Skeates perhaps should also be given credited for setting Aquaman -- as a character -- on the road he would later follow (also, in its way, borrowed from the Sub-Mariner). Prior to this, Aquaman had been a traditional, clean cut, DC Comics hero (with an occasional tendency toward a slightly hard-boiled, tough guy demeanor). But in these issues we see the emergence of a slightly more tarnished, feet-of-clay Aquaman. Not dramatically so, but we see the beginning of a more impulsive, hot-headed Aquaman, an Aquaman whose personal needs (his quest for Mera) causes him to neglect his responsibilities to his kingdom (thereby, in a sense, contributing to the crisis). An Aquaman who, in the story involving surface world mobsters, at one point thinks it doesn't concern him and considers just swimming away. He doesn't, but it does seem to signal a shift from perceiving Aquaman as a super hero whose purpose is to fight crime, to Aquaman as an undersea king to whom "crime fighting super hero" is more an imprecise label.
It is intriguing reading this arc. I had actually delved into it partly just out of curiosity as an early Aquaman epic. As mentioned, I was aware that the early issues had been okay, but nothing more. But overall I found it a somewhat ambitious saga. It does form a genuine story arc with a beginning and end. And though I'm not suggesting this is some unheralded high-water mark of sophisticated characterization, or mature plot development (the dialogue can still be reflective of its era, the individual plots not exactly Byzantine) it's definitely titling that way, with its increasingly multi-threaded storyline, its occasional aspects of deeper philosophical or socio-political themes, and slightly more naturalistic dialogue. (With even a possible ecological metaphor involving the Atlanteans having to adjust to some environmental shifts).

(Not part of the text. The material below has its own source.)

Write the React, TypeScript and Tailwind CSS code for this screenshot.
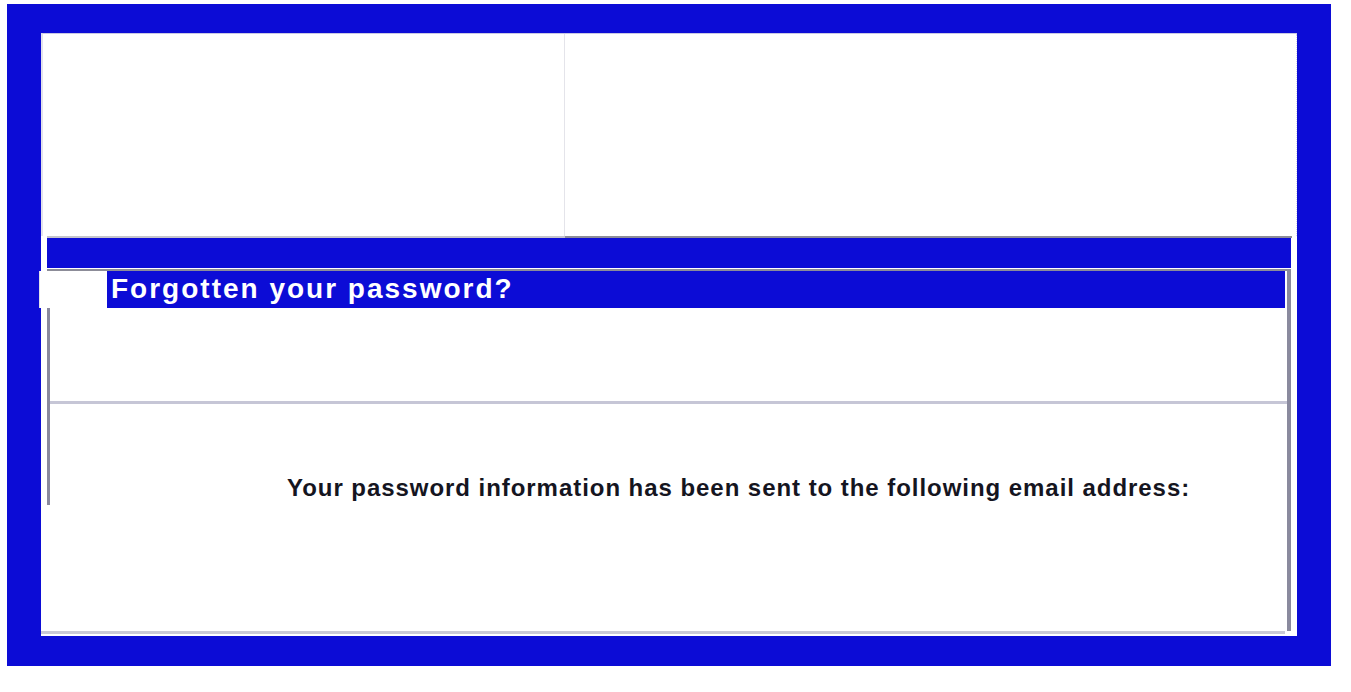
import React from "react";

export default function App() {
  return (
    <div className="w-[1351px] h-[692px] bg-white pt-[4px] pl-[7px]" style={{ fontFamily: '"Liberation Sans", Arial, sans-serif' }}>
      <div className="w-[1324px] h-[662px] bg-[#0c0cd6] pt-[29px] pl-[34px]">
        <div className="w-[1256px] h-[603px] bg-white flex flex-col">
          {/* top area */}
          <div className="h-[203px] flex border-t border-[#c8c8e4] border-l-2 border-l-[#e2e2ec]">
            <div className="w-[522px] border-r border-[#e4e4ea]" />
            <div className="flex-1 border-r border-dotted border-[#d8d8e8]" />
          </div>
          <div className="h-[2px] flex">
            <div className="w-[6px]" />
            <div className="w-[518px] bg-[#c4c4cc]" />
            <div className="flex-1 bg-[#8c8c98] mr-[5px]" />
          </div>
          <div className="h-[30px] bg-[#0c0cd6] mx-[6px]" />
          <div className="h-[1px]" />
          {/* main section */}
          <div className="h-[362px] mr-[6px] flex flex-col border-r-4 border-[#8a8a9e]">
            <div className="h-[2px] bg-[#8c8c98] ml-[6px]" />
            <div className="h-[37px] flex">
              <div className="w-[68px] bg-white border-l border-[#e0e0e8] -ml-[2px]" />
              <div className="flex-1 bg-[#0c0cd6] mr-[2px] flex items-center pl-[4px] pb-[2px]">
                <span className="text-white font-bold text-[28px] leading-none tracking-[2px]">Forgotten your password?</span>
              </div>
            </div>
            <div className="ml-[6px] h-[197px] border-l-[3px] border-[#8a8a9e] flex flex-col">
              <div className="h-[93px]" />
              <div className="h-[3px] bg-[#c6c6d6]" />
              <div className="flex-1 pl-[237px] pt-[72px]">
                <span className="text-[#15151f] font-bold text-[24px] leading-none tracking-[0.95px]">Your password information has been sent to the following email address:</span>
              </div>
            </div>
            <div className="flex-1" />
          </div>
          <div className="h-[3px] bg-[#cacad6] mr-[12px]" />
          <div className="h-[2px]" />
        </div>
      </div>
    </div>
  );
}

With its introduction both of the multi-issue quest theme and a slightly edgier, brasher Aquaman, it could be argued it's a seminal story for the later directions of the character and his adventures.
I almost wonder if DC editors had been intending to collect this at one point. The third Showcase presents Aquaman volume (collecting the chronological run of the character) ended reprinting issue #39 -- right before this arc, as if they intended it either for a Showcase vol. 4, or its own TPB. But as of the writing of this -- no such collections have been published.